Entries with page source code
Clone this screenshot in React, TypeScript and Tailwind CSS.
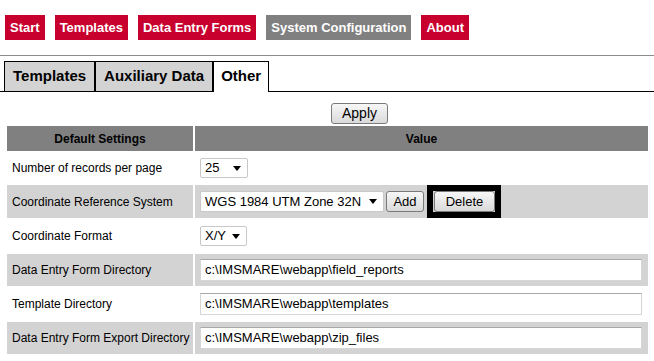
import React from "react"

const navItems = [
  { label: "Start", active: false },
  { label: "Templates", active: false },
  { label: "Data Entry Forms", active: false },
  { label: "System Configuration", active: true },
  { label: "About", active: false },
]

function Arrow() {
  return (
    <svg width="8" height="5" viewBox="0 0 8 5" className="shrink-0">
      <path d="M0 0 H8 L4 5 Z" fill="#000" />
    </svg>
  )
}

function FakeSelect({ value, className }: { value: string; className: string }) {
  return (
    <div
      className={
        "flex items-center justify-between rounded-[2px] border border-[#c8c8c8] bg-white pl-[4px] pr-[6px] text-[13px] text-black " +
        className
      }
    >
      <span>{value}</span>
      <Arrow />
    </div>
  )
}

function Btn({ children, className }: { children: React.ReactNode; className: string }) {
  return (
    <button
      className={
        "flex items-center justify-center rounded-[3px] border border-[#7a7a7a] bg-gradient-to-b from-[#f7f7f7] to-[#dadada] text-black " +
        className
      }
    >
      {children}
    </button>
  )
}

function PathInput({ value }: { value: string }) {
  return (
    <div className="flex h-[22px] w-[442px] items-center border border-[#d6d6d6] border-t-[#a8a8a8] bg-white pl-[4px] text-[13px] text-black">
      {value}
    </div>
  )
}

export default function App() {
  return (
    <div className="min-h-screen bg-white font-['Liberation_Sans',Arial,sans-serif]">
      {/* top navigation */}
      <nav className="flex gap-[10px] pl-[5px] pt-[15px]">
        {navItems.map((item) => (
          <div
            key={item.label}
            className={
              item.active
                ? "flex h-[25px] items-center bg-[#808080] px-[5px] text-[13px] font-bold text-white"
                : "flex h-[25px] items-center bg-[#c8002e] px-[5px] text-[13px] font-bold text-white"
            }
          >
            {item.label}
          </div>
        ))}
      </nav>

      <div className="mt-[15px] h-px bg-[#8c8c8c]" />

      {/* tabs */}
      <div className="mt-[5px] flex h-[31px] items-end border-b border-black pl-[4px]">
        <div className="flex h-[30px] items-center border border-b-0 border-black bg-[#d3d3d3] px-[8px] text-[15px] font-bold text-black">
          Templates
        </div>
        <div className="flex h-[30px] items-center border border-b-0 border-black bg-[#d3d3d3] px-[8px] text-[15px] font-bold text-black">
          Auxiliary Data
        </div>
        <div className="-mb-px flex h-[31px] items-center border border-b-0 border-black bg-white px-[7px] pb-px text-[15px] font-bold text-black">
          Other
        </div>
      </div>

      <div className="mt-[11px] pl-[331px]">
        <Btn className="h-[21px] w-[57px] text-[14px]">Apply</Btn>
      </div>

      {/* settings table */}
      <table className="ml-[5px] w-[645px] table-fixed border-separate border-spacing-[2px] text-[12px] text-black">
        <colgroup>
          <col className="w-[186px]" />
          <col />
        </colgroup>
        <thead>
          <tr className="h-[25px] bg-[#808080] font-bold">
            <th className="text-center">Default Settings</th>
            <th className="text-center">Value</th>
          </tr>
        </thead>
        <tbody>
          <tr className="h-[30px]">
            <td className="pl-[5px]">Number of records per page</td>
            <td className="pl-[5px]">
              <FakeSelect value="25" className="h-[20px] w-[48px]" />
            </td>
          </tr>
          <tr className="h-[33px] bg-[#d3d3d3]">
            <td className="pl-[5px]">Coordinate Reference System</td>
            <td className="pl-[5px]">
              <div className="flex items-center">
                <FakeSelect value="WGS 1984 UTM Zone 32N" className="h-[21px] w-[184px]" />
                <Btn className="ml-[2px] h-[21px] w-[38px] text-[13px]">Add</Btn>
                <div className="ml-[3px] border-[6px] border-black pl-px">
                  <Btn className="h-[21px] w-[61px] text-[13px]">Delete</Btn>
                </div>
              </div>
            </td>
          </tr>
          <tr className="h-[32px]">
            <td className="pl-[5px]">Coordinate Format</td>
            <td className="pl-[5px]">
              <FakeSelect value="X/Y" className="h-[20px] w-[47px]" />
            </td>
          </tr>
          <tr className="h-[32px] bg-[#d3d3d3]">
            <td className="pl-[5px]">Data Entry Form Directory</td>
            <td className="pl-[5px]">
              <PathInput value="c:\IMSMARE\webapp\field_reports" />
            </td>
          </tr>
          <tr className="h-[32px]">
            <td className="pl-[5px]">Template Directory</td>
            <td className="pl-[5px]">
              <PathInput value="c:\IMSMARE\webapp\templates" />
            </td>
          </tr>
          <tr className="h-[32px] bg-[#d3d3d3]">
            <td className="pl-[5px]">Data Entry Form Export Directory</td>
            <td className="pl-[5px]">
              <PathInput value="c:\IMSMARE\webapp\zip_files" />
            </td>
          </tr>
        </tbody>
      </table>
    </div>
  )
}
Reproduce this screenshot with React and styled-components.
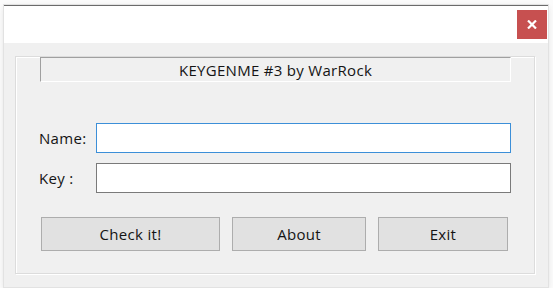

Work to be completed => Transcribe the material exactly, leaving every picture out.

Response =>
Clone this screenshot in React, TypeScript and Tailwind CSS.
import React from "react"

const navItems = [
  { label: "Start", active: false },
  { label: "Templates", active: false },
  { label: "Data Entry Forms", active: false },
  { label: "System Configuration", active: true },
  { label: "About", active: false },
]

function Arrow() {
  return (
    <svg width="8" height="5" viewBox="0 0 8 5" className="shrink-0">
      <path d="M0 0 H8 L4 5 Z" fill="#000" />
    </svg>
  )
}

function FakeSelect({ value, className }: { value: string; className: string }) {
  return (
    <div
      className={
        "flex items-center justify-between rounded-[2px] border border-[#c8c8c8] bg-white pl-[4px] pr-[6px] text-[13px] text-black " +
        className
      }
    >
      <span>{value}</span>
      <Arrow />
    </div>
  )
}

function Btn({ children, className }: { children: React.ReactNode; className: string }) {
  return (
    <button
      className={
        "flex items-center justify-center rounded-[3px] border border-[#7a7a7a] bg-gradient-to-b from-[#f7f7f7] to-[#dadada] text-black " +
        className
      }
    >
      {children}
    </button>
  )
}

function PathInput({ value }: { value: string }) {
  return (
    <div className="flex h-[22px] w-[442px] items-center border border-[#d6d6d6] border-t-[#a8a8a8] bg-white pl-[4px] text-[13px] text-black">
      {value}
    </div>
  )
}

export default function App() {
  return (
    <div className="min-h-screen bg-white font-['Liberation_Sans',Arial,sans-serif]">
      {/* top navigation */}
      <nav className="flex gap-[10px] pl-[5px] pt-[15px]">
        {navItems.map((item) => (
          <div
            key={item.label}
            className={
              item.active
                ? "flex h-[25px] items-center bg-[#808080] px-[5px] text-[13px] font-bold text-white"
                : "flex h-[25px] items-center bg-[#c8002e] px-[5px] text-[13px] font-bold text-white"
            }
          >
            {item.label}
          </div>
        ))}
      </nav>

      <div className="mt-[15px] h-px bg-[#8c8c8c]" />

      {/* tabs */}
      <div className="mt-[5px] flex h-[31px] items-end border-b border-black pl-[4px]">
        <div className="flex h-[30px] items-center border border-b-0 border-black bg-[#d3d3d3] px-[8px] text-[15px] font-bold text-black">
          Templates
        </div>
        <div className="flex h-[30px] items-center border border-b-0 border-black bg-[#d3d3d3] px-[8px] text-[15px] font-bold text-black">
          Auxiliary Data
        </div>
        <div className="-mb-px flex h-[31px] items-center border border-b-0 border-black bg-white px-[7px] pb-px text-[15px] font-bold text-black">
          Other
        </div>
      </div>

      <div className="mt-[11px] pl-[331px]">
        <Btn className="h-[21px] w-[57px] text-[14px]">Apply</Btn>
      </div>

      {/* settings table */}
      <table className="ml-[5px] w-[645px] table-fixed border-separate border-spacing-[2px] text-[12px] text-black">
        <colgroup>
          <col className="w-[186px]" />
          <col />
        </colgroup>
        <thead>
          <tr className="h-[25px] bg-[#808080] font-bold">
            <th className="text-center">Default Settings</th>
            <th className="text-center">Value</th>
          </tr>
        </thead>
        <tbody>
          <tr className="h-[30px]">
            <td className="pl-[5px]">Number of records per page</td>
            <td className="pl-[5px]">
              <FakeSelect value="25" className="h-[20px] w-[48px]" />
            </td>
          </tr>
          <tr className="h-[33px] bg-[#d3d3d3]">
            <td className="pl-[5px]">Coordinate Reference System</td>
            <td className="pl-[5px]">
              <div className="flex items-center">
                <FakeSelect value="WGS 1984 UTM Zone 32N" className="h-[21px] w-[184px]" />
                <Btn className="ml-[2px] h-[21px] w-[38px] text-[13px]">Add</Btn>
                <div className="ml-[3px] border-[6px] border-black pl-px">
                  <Btn className="h-[21px] w-[61px] text-[13px]">Delete</Btn>
                </div>
              </div>
            </td>
          </tr>
          <tr className="h-[32px]">
            <td className="pl-[5px]">Coordinate Format</td>
            <td className="pl-[5px]">
              <FakeSelect value="X/Y" className="h-[20px] w-[47px]" />
            </td>
          </tr>
          <tr className="h-[32px] bg-[#d3d3d3]">
            <td className="pl-[5px]">Data Entry Form Directory</td>
            <td className="pl-[5px]">
              <PathInput value="c:\IMSMARE\webapp\field_reports" />
            </td>
          </tr>
          <tr className="h-[32px]">
            <td className="pl-[5px]">Template Directory</td>
            <td className="pl-[5px]">
              <PathInput value="c:\IMSMARE\webapp\templates" />
            </td>
          </tr>
          <tr className="h-[32px] bg-[#d3d3d3]">
            <td className="pl-[5px]">Data Entry Form Export Directory</td>
            <td className="pl-[5px]">
              <PathInput value="c:\IMSMARE\webapp\zip_files" />
            </td>
          </tr>
        </tbody>
      </table>
    </div>
  )
}
Reproduce this screenshot with React and styled-components.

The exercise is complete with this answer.